I'm trying to come up with some ideas for furniture feet on sink bases. I am trying to avoid short grain to long grain scenarios because the short grain piece often seems to attract moisture and swell relative to adjacent elements. Can anybody suggest anything better than these?
From contributor F:
What exactly do you mean by "the short grain to long grain scenario"?
I can't see much difference between your "option 1" and "option 4" choices, but if it were me, I would go with options 2, 3, or 5, since the arched base really adds design punch to this simply-constructed piece. Don't worry about the wide base pieces swelling - just attach them in a way that they can swell or shrink freely. They are against the floor, and won't open up a crack which will be noticeable from a typical line of sight.
The carcass sits atop the frame and panel and is equal in dimension to the frame minus the thickness of the foot. A trim molding such as an ogee is then mitered and applied to the top of the foot and against the carcass front and sides. Another nice design element would be ogee bracket feet. These would take more time than the typical scroll sawn designs.
As others have noted, the choice of furniture foot need to be appropriate to the style of work. For the most part my work has a classic/contemporary bent to it, bordering on Shaker or Craftsman style. The majority of it is kitchen cabinetry.

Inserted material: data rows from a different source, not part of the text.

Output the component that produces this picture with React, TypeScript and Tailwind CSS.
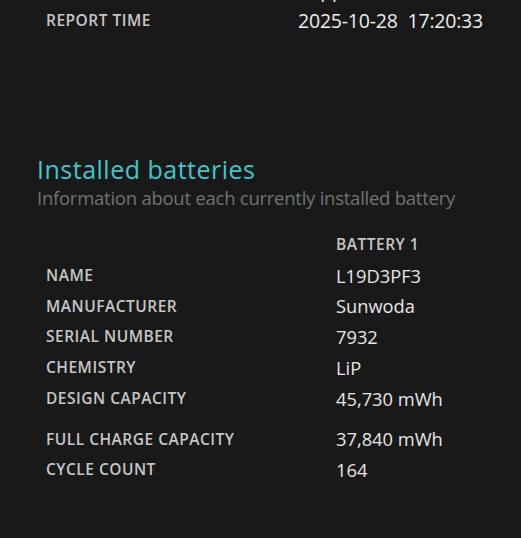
const FONT = { fontFamily: '"Open Sans", "Noto Sans", sans-serif' }

const TOP_ROWS = [
  { label: 'CONNECTED STANDBY', value: 'Supported' },
  { label: 'REPORT TIME', value: '2025-10-28  17:20:33' },
]

const BATTERY_ROWS = [
  { label: 'NAME', value: 'L19D3PF3' },
  { label: 'MANUFACTURER', value: 'Sunwoda' },
  { label: 'SERIAL NUMBER', value: '7932' },
  { label: 'CHEMISTRY', value: 'LiP' },
  { label: 'DESIGN CAPACITY', value: '45,730 mWh', gap: true },
  { label: 'FULL CHARGE CAPACITY', value: '37,840 mWh' },
  { label: 'CYCLE COUNT', value: '164' },
]

export default function App() {
  return (
    <div className="h-[538px] w-[521px] overflow-hidden bg-[#191919]" style={FONT}>
      {/* Report header (scrolled) */}
      <div className="-mt-[26px]">
        {TOP_ROWS.map(r => (
          <div key={r.label} className="grid h-[31px] grid-cols-[252px_1fr] items-center pl-[46px]">
            <span className="text-[15.5px] font-semibold tracking-[0.5px] text-[#c6c6c6]">{r.label}</span>
            <span className="whitespace-pre text-[19.5px] tracking-[-0.2px] text-[#ececec]">{r.value}</span>
          </div>
        ))}
      </div>

      {/* Installed batteries */}
      <div className="mt-[118px] pl-[37px]">
        <h2 className="h-[30px] text-[25px] leading-[30px] tracking-[0.5px] text-[#43c6c9]">Installed batteries</h2>
        <p className="mt-[2px] h-[24px] text-[18.5px] leading-[24px] tracking-[-0.25px] text-[#727272]">
          Information about each currently installed battery
        </p>
      </div>

      <div className="mt-[19px] pl-[46px]">
        <div className="grid h-[31px] grid-cols-[290px_1fr] items-center">
          <span />
          <span className="text-[15.5px] font-semibold tracking-[0.5px] text-[#c6c6c6]">BATTERY 1</span>
        </div>
        {BATTERY_ROWS.map(r => (
          <div
            key={r.label}
            className={`grid h-[30.75px] grid-cols-[290px_1fr] items-center ${r.gap ? 'mb-[10px]' : ''}`}
          >
            <span className="text-[15.5px] font-semibold tracking-[0.5px] text-[#c6c6c6]">{r.label}</span>
            <span className="text-[18.3px] tracking-[0px] text-[#e6e6e6]">{r.value}</span>
          </div>
        ))}
      </div>
    </div>
  )
}
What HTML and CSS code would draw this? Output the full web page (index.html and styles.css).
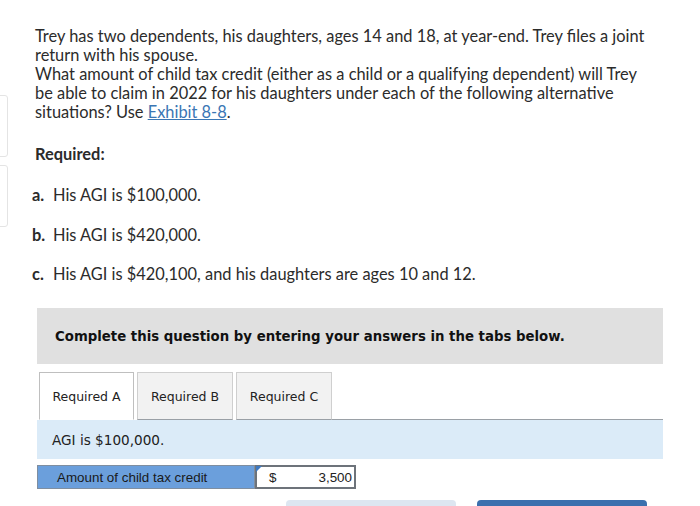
FILE: index.html
```html
<!DOCTYPE html>
<html>
<head>
<meta charset="utf-8">
<link rel="stylesheet" href="styles.css">
</head>
<body>
<div class="edge edge-top"></div>
<div class="edge edge-bottom"></div>
<main class="page">
  <p class="intro">Trey has two dependents, his daughters, ages 14 and 18, at year-end. Trey files a joint return with his spouse.<br>What amount of child tax credit (either as a child or a qualifying dependent) will Trey be able to claim in 2022 for his daughters under each of the following alternative situations? Use <a class="link" href="#">Exhibit 8-8</a>.</p>
  <p class="required">Required:</p>
  <ol class="items">
    <li><span class="mark">a.</span>His AGI is $100,000.</li>
    <li><span class="mark">b.</span>His AGI is $420,000.</li>
    <li><span class="mark">c.</span>His AGI is $420,100, and his daughters are ages 10 and 12.</li>
  </ol>
  <div class="notice">Complete this question by entering your answers in the tabs below.</div>
  <div class="tabs">
    <div class="tab active">Required A</div>
    <div class="tab">Required B</div>
    <div class="tab">Required C</div>
    <div class="tab-fill"></div>
  </div>
  <div class="panel">AGI is $100,000.</div>
  <div class="answer">
    <div class="answer-label">Amount of child tax credit</div>
    <div class="answer-input"><span class="dollar">$</span><span class="value">3,500</span></div>
  </div>
  <div class="buttons">
    <div class="btn btn-light"></div>
    <div class="btn btn-dark"></div>
  </div>
</main>
</body>
</html>
```

FILE: styles.css
```css
html, body {
  margin: 0;
  padding: 0;
  background: #ffffff;
  overflow: hidden;
}
body {
  width: 700px;
  height: 506px;
  position: relative;
}
.edge {
  position: absolute;
  left: -4px;
  width: 10px;
  border: 1px solid #e4e4e4;
  border-radius: 3px;
}
.edge-top { top: 95px; height: 60px; }
.edge-bottom { top: 165px; height: 60px; }
.page {
  padding: 26px 0 0 35px;
  width: 628px;
  font-family: "Lato", "Liberation Sans", sans-serif;
  color: #2b2b2b;
}
.intro {
  margin: 0;
  font-size: 16.4px;
  line-height: 19px;
  width: 614px;
}
.link {
  display: inline-block;
  line-height: 19px;
  color: #3a76b4;
  text-decoration: underline;
}
.required {
  margin: 23px 0 0 0;
  font-size: 16.4px;
  font-weight: bold;
  line-height: 19px;
}
.items {
  list-style: none;
  margin: 22px 0 0 -3px;
  padding: 0;
  font-size: 16.4px;
  line-height: 19px;
}
.items li {
  display: flex;
  margin-bottom: 21px;
}
.items li:nth-child(2) { margin-bottom: 20px; }
.items li:last-child { margin-bottom: 0; }
.mark {
  font-weight: bold;
  width: 21px;
}
.notice {
  margin: 25px 0 0 2px;
  width: 608px;
  height: 56px;
  padding-left: 18px;
  background: #e0e0e0;
  display: flex;
  align-items: center;
  font-family: "DejaVu Sans", Verdana, sans-serif;
  font-weight: bold;
  font-size: 13.3px;
  color: #111;
}
.tabs {
  display: flex;
  margin: 8px 0 0 2px;
  width: 626px;
  height: 48px;
  font-family: "DejaVu Sans", Verdana, sans-serif;
  font-size: 12.5px;
  color: #222;
}
.tab {
  margin-right: 3px;
  border: 1px solid #cfcfcf;
  border-bottom: 1px solid #9aa0a6;
  background: #f2f2f2;
  display: flex;
  align-items: center;
  justify-content: center;
  box-sizing: border-box;
  width: 96px;
}
.tab.active {
  background: #ffffff;
  border-color: #bfbfbf;
  border-bottom-color: #ffffff;
  margin-left: 2px;
  width: 95px;
}
.tab-fill {
  flex: 1;
  border-bottom: 1px solid #9aa0a6;
  margin-left: -3px;
}
.panel {
  margin-left: 2px;
  width: 611px;
  height: 39px;
  padding-left: 15px;
  background: #dbebf8;
  display: flex;
  align-items: center;
  font-family: "DejaVu Sans", Verdana, sans-serif;
  font-size: 13.6px;
  color: #222;
}
.answer {
  display: flex;
  margin: 6px 0 0 2px;
  height: 24px;
  font-family: "Liberation Sans", Arial, sans-serif;
  font-size: 13.4px;
}
.answer-label {
  width: 218px;
  box-sizing: border-box;
  padding-left: 19px;
  background: #6b9fdc;
  border: 1px solid #7f8ea0;
  display: flex;
  align-items: center;
  color: #1a1a1a;
}
.answer-input {
  position: relative;
  width: 101px;
  box-sizing: border-box;
  border: 2px solid #6d737a;
  background: #fff;
  display: flex;
  align-items: center;
  justify-content: space-between;
  padding: 0 2px 0 12px;
  color: #222;
}
.answer-input::before {
  content: "";
  position: absolute;
  left: -1px;
  top: -1px;
  border-top: 6px solid #3d78c0;
  border-right: 6px solid transparent;
}
.buttons {
  display: flex;
  gap: 21px;
  margin: 11px 0 0 251px;
}
.btn {
  width: 170px;
  height: 10px;
  border-radius: 4px 4px 0 0;
}
.btn-light { background: #dde6f1; }
.btn-dark { background: #3b70ae; }
```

Context adds a couple of other variables. The furniture feet typically land on an out of level floor and have to transition to other elements in the room that are not symmetrically placed. They also have to land on a budget. This budget has to also include getting a buy-in from the homeowner/designer, getting the crew to figure out how to make it, explaining it to the contractor who is really not the guy who's going to install it and then mopping it up because the painter smokes pot and loses one of them.